— TASK STATEMENT —
Copy out each line of the material below with no changes.

— DATA —
#####

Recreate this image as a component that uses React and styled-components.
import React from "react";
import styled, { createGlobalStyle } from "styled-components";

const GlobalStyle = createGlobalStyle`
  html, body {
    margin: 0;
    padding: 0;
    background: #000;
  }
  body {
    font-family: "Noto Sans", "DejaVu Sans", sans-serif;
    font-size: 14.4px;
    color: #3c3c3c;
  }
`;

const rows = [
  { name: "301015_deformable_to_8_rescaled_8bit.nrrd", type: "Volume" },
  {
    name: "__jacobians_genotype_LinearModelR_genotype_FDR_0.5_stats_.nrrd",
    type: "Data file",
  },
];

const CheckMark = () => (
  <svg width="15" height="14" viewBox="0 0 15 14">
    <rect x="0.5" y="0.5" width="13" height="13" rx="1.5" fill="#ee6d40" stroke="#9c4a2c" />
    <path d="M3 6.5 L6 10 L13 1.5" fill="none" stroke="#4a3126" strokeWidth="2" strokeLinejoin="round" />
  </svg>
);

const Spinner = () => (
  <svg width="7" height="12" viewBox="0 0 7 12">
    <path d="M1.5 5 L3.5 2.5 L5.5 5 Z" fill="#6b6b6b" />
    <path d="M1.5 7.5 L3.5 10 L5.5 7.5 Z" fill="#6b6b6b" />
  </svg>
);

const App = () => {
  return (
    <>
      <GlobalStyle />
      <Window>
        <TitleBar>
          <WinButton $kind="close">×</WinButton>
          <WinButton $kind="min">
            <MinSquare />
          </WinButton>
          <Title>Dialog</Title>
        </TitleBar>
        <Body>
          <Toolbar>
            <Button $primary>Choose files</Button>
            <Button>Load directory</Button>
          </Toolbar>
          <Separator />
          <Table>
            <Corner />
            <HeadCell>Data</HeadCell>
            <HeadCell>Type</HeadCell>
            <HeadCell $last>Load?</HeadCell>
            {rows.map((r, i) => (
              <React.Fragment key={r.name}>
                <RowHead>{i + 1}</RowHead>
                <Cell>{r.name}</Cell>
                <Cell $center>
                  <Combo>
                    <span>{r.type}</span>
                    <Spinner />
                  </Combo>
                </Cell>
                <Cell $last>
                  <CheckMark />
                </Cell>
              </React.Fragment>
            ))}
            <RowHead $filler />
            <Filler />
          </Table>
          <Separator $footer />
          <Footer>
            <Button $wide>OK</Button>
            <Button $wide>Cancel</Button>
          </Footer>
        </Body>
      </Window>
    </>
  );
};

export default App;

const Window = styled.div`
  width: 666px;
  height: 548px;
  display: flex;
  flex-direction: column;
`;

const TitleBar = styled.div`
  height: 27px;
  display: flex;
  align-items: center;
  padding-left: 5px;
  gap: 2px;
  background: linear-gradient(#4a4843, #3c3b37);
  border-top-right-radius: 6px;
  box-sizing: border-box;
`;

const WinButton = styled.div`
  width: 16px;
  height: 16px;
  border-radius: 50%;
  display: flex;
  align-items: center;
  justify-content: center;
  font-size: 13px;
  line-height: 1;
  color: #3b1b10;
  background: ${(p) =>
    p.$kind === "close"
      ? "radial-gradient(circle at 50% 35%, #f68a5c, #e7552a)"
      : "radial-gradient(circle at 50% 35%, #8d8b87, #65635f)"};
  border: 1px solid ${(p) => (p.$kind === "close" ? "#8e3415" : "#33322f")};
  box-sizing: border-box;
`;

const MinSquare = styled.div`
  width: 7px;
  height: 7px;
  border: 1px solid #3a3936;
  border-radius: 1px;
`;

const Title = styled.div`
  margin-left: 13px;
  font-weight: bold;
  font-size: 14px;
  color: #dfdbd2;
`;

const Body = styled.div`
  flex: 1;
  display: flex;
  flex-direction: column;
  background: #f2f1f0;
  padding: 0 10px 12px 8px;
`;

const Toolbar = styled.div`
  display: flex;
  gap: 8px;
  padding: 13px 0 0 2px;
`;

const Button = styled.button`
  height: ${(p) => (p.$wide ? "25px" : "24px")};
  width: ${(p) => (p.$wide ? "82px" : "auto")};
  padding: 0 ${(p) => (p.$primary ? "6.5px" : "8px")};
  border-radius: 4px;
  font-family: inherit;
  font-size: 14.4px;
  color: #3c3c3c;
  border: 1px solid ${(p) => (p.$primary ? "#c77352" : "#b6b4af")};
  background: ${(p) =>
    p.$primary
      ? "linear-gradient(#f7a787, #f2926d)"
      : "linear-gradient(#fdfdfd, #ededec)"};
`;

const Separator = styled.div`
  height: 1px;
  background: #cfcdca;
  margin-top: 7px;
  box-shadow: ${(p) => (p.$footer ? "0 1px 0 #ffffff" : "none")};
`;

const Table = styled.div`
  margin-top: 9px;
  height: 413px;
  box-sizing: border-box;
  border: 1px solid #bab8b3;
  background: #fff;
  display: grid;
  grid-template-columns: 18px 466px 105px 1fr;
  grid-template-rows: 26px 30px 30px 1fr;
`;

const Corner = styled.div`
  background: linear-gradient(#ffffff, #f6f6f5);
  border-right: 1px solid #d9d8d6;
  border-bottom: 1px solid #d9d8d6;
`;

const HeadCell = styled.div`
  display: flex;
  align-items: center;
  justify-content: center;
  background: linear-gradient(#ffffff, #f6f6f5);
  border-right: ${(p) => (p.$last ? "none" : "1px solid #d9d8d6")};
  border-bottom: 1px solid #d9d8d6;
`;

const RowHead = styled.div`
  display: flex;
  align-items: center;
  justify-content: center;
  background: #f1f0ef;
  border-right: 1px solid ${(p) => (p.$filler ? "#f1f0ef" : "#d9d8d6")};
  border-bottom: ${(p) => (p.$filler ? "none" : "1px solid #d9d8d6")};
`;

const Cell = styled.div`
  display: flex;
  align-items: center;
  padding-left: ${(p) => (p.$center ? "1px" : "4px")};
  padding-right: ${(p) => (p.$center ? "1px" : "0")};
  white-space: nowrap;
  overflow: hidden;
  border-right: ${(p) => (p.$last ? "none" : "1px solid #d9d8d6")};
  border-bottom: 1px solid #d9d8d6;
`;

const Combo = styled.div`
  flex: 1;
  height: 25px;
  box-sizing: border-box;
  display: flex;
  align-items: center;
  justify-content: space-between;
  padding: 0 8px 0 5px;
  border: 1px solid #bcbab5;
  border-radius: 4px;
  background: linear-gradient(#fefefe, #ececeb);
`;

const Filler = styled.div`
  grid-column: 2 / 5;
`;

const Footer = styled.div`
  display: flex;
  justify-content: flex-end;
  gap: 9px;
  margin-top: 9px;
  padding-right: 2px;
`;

#####

— TASK SOLUTION —
Recreate this image as a component that uses React and styled-components.
import React from "react";
import styled, { createGlobalStyle } from "styled-components";

const GlobalStyle = createGlobalStyle`
  html, body {
    margin: 0;
    padding: 0;
    background: #000;
  }
  body {
    font-family: "Noto Sans", "DejaVu Sans", sans-serif;
    font-size: 14.4px;
    color: #3c3c3c;
  }
`;

const rows = [
  { name: "301015_deformable_to_8_rescaled_8bit.nrrd", type: "Volume" },
  {
    name: "__jacobians_genotype_LinearModelR_genotype_FDR_0.5_stats_.nrrd",
    type: "Data file",
  },
];

const CheckMark = () => (
  <svg width="15" height="14" viewBox="0 0 15 14">
    <rect x="0.5" y="0.5" width="13" height="13" rx="1.5" fill="#ee6d40" stroke="#9c4a2c" />
    <path d="M3 6.5 L6 10 L13 1.5" fill="none" stroke="#4a3126" strokeWidth="2" strokeLinejoin="round" />
  </svg>
);

const Spinner = () => (
  <svg width="7" height="12" viewBox="0 0 7 12">
    <path d="M1.5 5 L3.5 2.5 L5.5 5 Z" fill="#6b6b6b" />
    <path d="M1.5 7.5 L3.5 10 L5.5 7.5 Z" fill="#6b6b6b" />
  </svg>
);

const App = () => {
  return (
    <>
      <GlobalStyle />
      <Window>
        <TitleBar>
          <WinButton $kind="close">×</WinButton>
          <WinButton $kind="min">
            <MinSquare />
          </WinButton>
          <Title>Dialog</Title>
        </TitleBar>
        <Body>
          <Toolbar>
            <Button $primary>Choose files</Button>
            <Button>Load directory</Button>
          </Toolbar>
          <Separator />
          <Table>
            <Corner />
            <HeadCell>Data</HeadCell>
            <HeadCell>Type</HeadCell>
            <HeadCell $last>Load?</HeadCell>
            {rows.map((r, i) => (
              <React.Fragment key={r.name}>
                <RowHead>{i + 1}</RowHead>
                <Cell>{r.name}</Cell>
                <Cell $center>
                  <Combo>
                    <span>{r.type}</span>
                    <Spinner />
                  </Combo>
                </Cell>
                <Cell $last>
                  <CheckMark />
                </Cell>
              </React.Fragment>
            ))}
            <RowHead $filler />
            <Filler />
          </Table>
          <Separator $footer />
          <Footer>
            <Button $wide>OK</Button>
            <Button $wide>Cancel</Button>
          </Footer>
        </Body>
      </Window>
    </>
  );
};

export default App;

const Window = styled.div`
  width: 666px;
  height: 548px;
  display: flex;
  flex-direction: column;
`;

const TitleBar = styled.div`
  height: 27px;
  display: flex;
  align-items: center;
  padding-left: 5px;
  gap: 2px;
  background: linear-gradient(#4a4843, #3c3b37);
  border-top-right-radius: 6px;
  box-sizing: border-box;
`;

const WinButton = styled.div`
  width: 16px;
  height: 16px;
  border-radius: 50%;
  display: flex;
  align-items: center;
  justify-content: center;
  font-size: 13px;
  line-height: 1;
  color: #3b1b10;
  background: ${(p) =>
    p.$kind === "close"
      ? "radial-gradient(circle at 50% 35%, #f68a5c, #e7552a)"
      : "radial-gradient(circle at 50% 35%, #8d8b87, #65635f)"};
  border: 1px solid ${(p) => (p.$kind === "close" ? "#8e3415" : "#33322f")};
  box-sizing: border-box;
`;

const MinSquare = styled.div`
  width: 7px;
  height: 7px;
  border: 1px solid #3a3936;
  border-radius: 1px;
`;

const Title = styled.div`
  margin-left: 13px;
  font-weight: bold;
  font-size: 14px;
  color: #dfdbd2;
`;

const Body = styled.div`
  flex: 1;
  display: flex;
  flex-direction: column;
  background: #f2f1f0;
  padding: 0 10px 12px 8px;
`;

const Toolbar = styled.div`
  display: flex;
  gap: 8px;
  padding: 13px 0 0 2px;
`;

const Button = styled.button`
  height: ${(p) => (p.$wide ? "25px" : "24px")};
  width: ${(p) => (p.$wide ? "82px" : "auto")};
  padding: 0 ${(p) => (p.$primary ? "6.5px" : "8px")};
  border-radius: 4px;
  font-family: inherit;
  font-size: 14.4px;
  color: #3c3c3c;
  border: 1px solid ${(p) => (p.$primary ? "#c77352" : "#b6b4af")};
  background: ${(p) =>
    p.$primary
      ? "linear-gradient(#f7a787, #f2926d)"
      : "linear-gradient(#fdfdfd, #ededec)"};
`;

const Separator = styled.div`
  height: 1px;
  background: #cfcdca;
  margin-top: 7px;
  box-shadow: ${(p) => (p.$footer ? "0 1px 0 #ffffff" : "none")};
`;

const Table = styled.div`
  margin-top: 9px;
  height: 413px;
  box-sizing: border-box;
  border: 1px solid #bab8b3;
  background: #fff;
  display: grid;
  grid-template-columns: 18px 466px 105px 1fr;
  grid-template-rows: 26px 30px 30px 1fr;
`;

const Corner = styled.div`
  background: linear-gradient(#ffffff, #f6f6f5);
  border-right: 1px solid #d9d8d6;
  border-bottom: 1px solid #d9d8d6;
`;

const HeadCell = styled.div`
  display: flex;
  align-items: center;
  justify-content: center;
  background: linear-gradient(#ffffff, #f6f6f5);
  border-right: ${(p) => (p.$last ? "none" : "1px solid #d9d8d6")};
  border-bottom: 1px solid #d9d8d6;
`;

const RowHead = styled.div`
  display: flex;
  align-items: center;
  justify-content: center;
  background: #f1f0ef;
  border-right: 1px solid ${(p) => (p.$filler ? "#f1f0ef" : "#d9d8d6")};
  border-bottom: ${(p) => (p.$filler ? "none" : "1px solid #d9d8d6")};
`;

const Cell = styled.div`
  display: flex;
  align-items: center;
  padding-left: ${(p) => (p.$center ? "1px" : "4px")};
  padding-right: ${(p) => (p.$center ? "1px" : "0")};
  white-space: nowrap;
  overflow: hidden;
  border-right: ${(p) => (p.$last ? "none" : "1px solid #d9d8d6")};
  border-bottom: 1px solid #d9d8d6;
`;

const Combo = styled.div`
  flex: 1;
  height: 25px;
  box-sizing: border-box;
  display: flex;
  align-items: center;
  justify-content: space-between;
  padding: 0 8px 0 5px;
  border: 1px solid #bcbab5;
  border-radius: 4px;
  background: linear-gradient(#fefefe, #ececeb);
`;

const Filler = styled.div`
  grid-column: 2 / 5;
`;

const Footer = styled.div`
  display: flex;
  justify-content: flex-end;
  gap: 9px;
  margin-top: 9px;
  padding-right: 2px;
`;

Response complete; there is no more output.